Usa così il principio, anziché esserne lo strumento succube. Comunque, soltanto i maestri possono farlo, proprio sfruttando la legge della causalità dei piani superiori, dopo essersi assicurato il controllo, il dominio assoluto, sul loro stesso piano. É in questo che è condensata l’immensa ricchezza della scienza ermetica: lo legga, lo capisca e lo comprenda, naturalmente “chi può”; 7) Genere (Il Kybalion recita: “Il genere è in tutte le cose; ogni cosa ha il suo principio

mascolino e femminino; il genere si manifesta su tutti i piani”. Anche questo principio trova applicazione ovunque, in ogni cosa: sul piano fisico, sul piano mentale e su quello spirituale.
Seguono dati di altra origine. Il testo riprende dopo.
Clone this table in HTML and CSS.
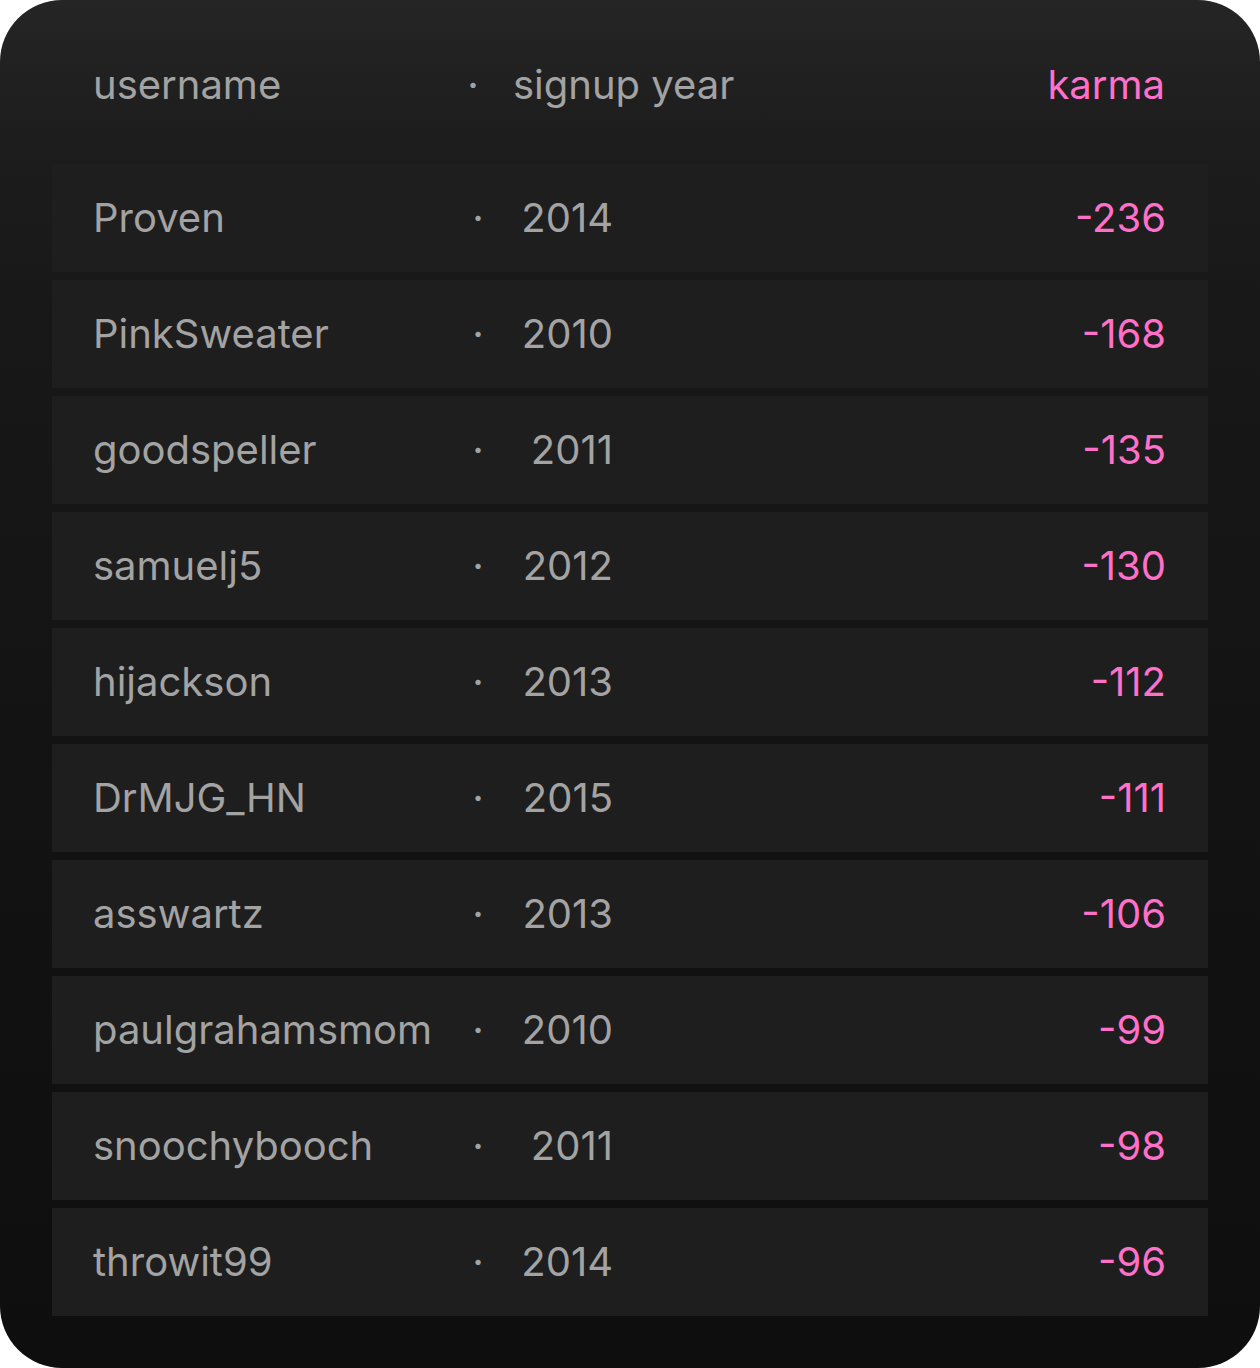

Sul

piano fisico si manifesta come “sesso”, sui piani superiori assume invece forme diverse, pur restando identico. Nessuna creazione, fisica, mentale o spirituale, è possibile senza questo principio. Generazione, rigenerazione e creazione d’ogni cosa ha per base questo grande principio, che insegna come ogni elemento maschile contenga il suo elemento femminile, e viceversa. Guai a coloro che guarderanno al principio del Genere per enunciare basse, perniciose e degradanti teorie, insegnamenti e pratiche, sbandierati con titoli fantasiosi, che in realtà non rappresentano che una vera “prostituzione” del principio stesso. Si tratterebbe solo di

nefande riesumazioni di antiche forme infami del “fallicismo”, che portano inesorabilmente alla concupiscenza, alla dissolutezza ed alla perversione dei principi della natura, ovvero alla rovina del corpo, dell’anima e dello spirito. Per il puro tutto è puro, come per l’abbietto tutto è abbietto.